Spirent (SPT) 226.6p
Loss to date: 17.6%
We flagged the appeal of telecoms testing firm Spirent (SPT) at 275p on 12 January, seeing it as a smart way to play the rollout of 5G mobile network infrastructure. Sadly, a 20 January trading update materially undermined this hypothesis.
WHAT’S HAPPENED SINCE WE SAID TO BUY?
Spirent provides testing, analytics and security services to the telecommunications space and it was a warning of hesitancy on the part of this customer base which really rocked sentiment towards the company and saw the shares drop more than 20% at one point, falling way below our entry point.

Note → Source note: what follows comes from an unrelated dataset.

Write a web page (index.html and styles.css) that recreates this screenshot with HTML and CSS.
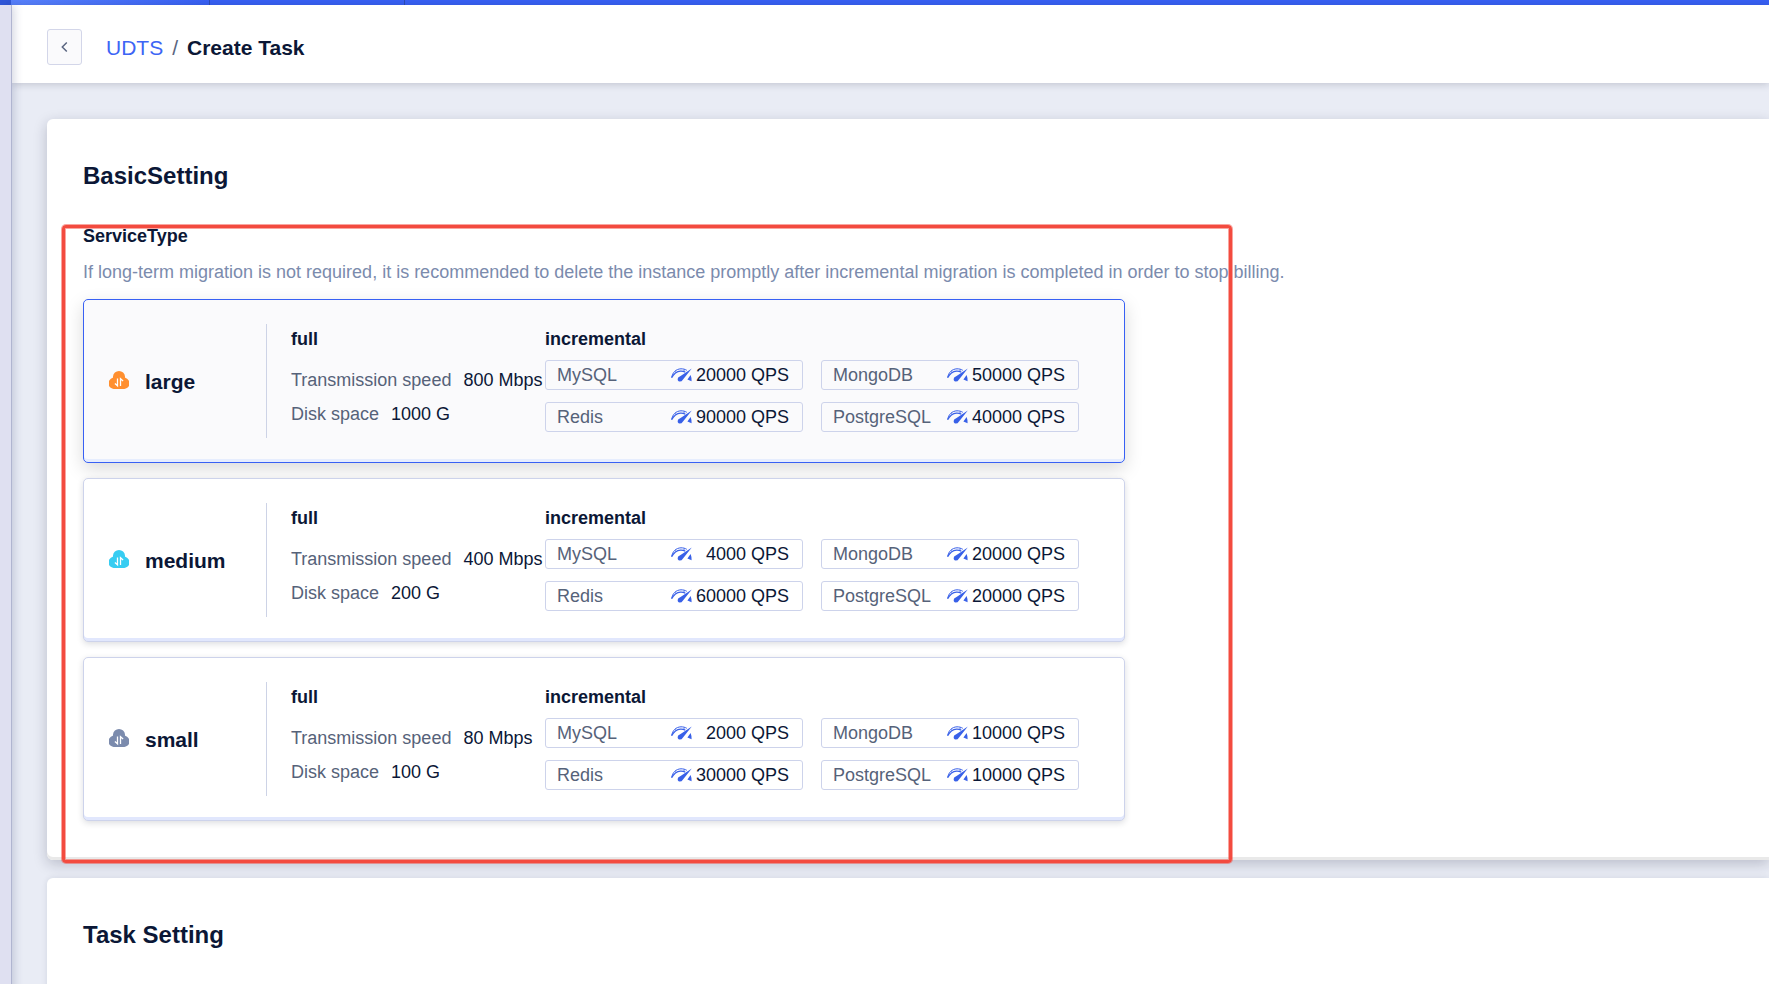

The Crawley-based business at least confirmed guidance for 2022 – with profit slightly ahead of the market consensus of $127 million – a 7.2% year-on-year increase. The order book was also up 7% in the year. However, delays are now expected to see a ‘heavier than usual’ second-half weighting for 2023.
Broker Canaccord Genuity painted a bleaker picture noting that the 9% organic growth in the first three quarters of 2022 creates a demanding comparison for the next nine months.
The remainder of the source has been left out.